[start of Data block]
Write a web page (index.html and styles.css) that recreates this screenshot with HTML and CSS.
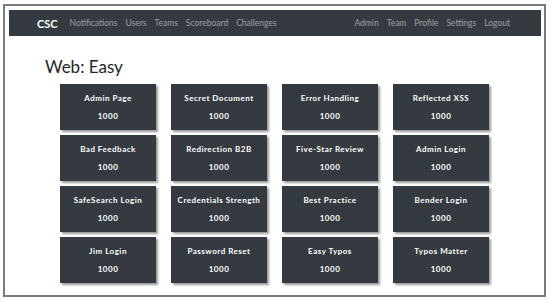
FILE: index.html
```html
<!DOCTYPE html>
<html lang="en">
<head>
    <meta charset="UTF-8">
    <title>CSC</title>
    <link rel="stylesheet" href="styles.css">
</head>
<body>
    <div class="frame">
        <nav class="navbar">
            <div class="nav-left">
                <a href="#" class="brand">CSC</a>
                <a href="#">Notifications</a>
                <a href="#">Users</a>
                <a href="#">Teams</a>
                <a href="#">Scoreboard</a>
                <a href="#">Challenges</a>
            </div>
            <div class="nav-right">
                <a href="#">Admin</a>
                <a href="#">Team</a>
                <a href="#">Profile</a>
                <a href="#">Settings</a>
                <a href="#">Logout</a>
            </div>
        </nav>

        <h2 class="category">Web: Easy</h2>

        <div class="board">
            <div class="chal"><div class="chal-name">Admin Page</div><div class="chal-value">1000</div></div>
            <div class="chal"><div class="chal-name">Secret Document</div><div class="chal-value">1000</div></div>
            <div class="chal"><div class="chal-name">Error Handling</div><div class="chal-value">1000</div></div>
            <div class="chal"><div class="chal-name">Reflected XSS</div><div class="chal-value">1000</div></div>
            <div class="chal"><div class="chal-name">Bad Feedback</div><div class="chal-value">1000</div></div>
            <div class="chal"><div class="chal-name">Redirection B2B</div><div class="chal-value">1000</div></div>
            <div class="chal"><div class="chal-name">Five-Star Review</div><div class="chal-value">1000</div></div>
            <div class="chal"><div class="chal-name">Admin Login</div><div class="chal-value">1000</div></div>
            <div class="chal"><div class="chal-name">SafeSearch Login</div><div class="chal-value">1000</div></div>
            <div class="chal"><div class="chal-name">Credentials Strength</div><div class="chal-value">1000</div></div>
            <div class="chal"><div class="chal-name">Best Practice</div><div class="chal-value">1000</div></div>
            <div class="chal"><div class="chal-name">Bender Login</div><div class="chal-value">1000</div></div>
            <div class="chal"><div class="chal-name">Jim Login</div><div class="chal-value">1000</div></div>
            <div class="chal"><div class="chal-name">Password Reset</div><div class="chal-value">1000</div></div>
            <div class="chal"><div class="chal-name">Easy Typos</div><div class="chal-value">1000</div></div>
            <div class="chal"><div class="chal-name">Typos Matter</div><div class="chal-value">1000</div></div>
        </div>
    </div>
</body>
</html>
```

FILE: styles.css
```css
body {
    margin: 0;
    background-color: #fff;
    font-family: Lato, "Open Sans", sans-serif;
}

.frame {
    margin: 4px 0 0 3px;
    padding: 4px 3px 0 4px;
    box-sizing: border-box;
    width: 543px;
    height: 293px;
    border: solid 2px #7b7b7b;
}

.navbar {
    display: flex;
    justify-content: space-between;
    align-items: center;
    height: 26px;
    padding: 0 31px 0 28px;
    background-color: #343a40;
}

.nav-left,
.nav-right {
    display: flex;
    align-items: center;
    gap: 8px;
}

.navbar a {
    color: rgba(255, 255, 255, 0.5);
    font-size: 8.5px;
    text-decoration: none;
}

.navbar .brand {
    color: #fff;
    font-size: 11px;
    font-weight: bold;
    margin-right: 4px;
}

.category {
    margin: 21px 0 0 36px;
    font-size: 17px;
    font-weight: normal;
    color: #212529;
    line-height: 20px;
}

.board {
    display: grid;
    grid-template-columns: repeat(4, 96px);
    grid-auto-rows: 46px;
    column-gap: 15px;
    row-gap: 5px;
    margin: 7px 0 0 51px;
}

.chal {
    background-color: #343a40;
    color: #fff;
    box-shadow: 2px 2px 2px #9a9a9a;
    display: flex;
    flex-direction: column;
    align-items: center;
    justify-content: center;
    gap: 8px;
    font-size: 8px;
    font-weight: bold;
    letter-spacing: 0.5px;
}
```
[end of Data block]
- The exercise
Copy out all lines above that include the string "styles".

- Solution to the problem
Write a web page (index.html and styles.css) that recreates this screenshot with HTML and CSS.
    <link rel="stylesheet" href="styles.css">
FILE: styles.css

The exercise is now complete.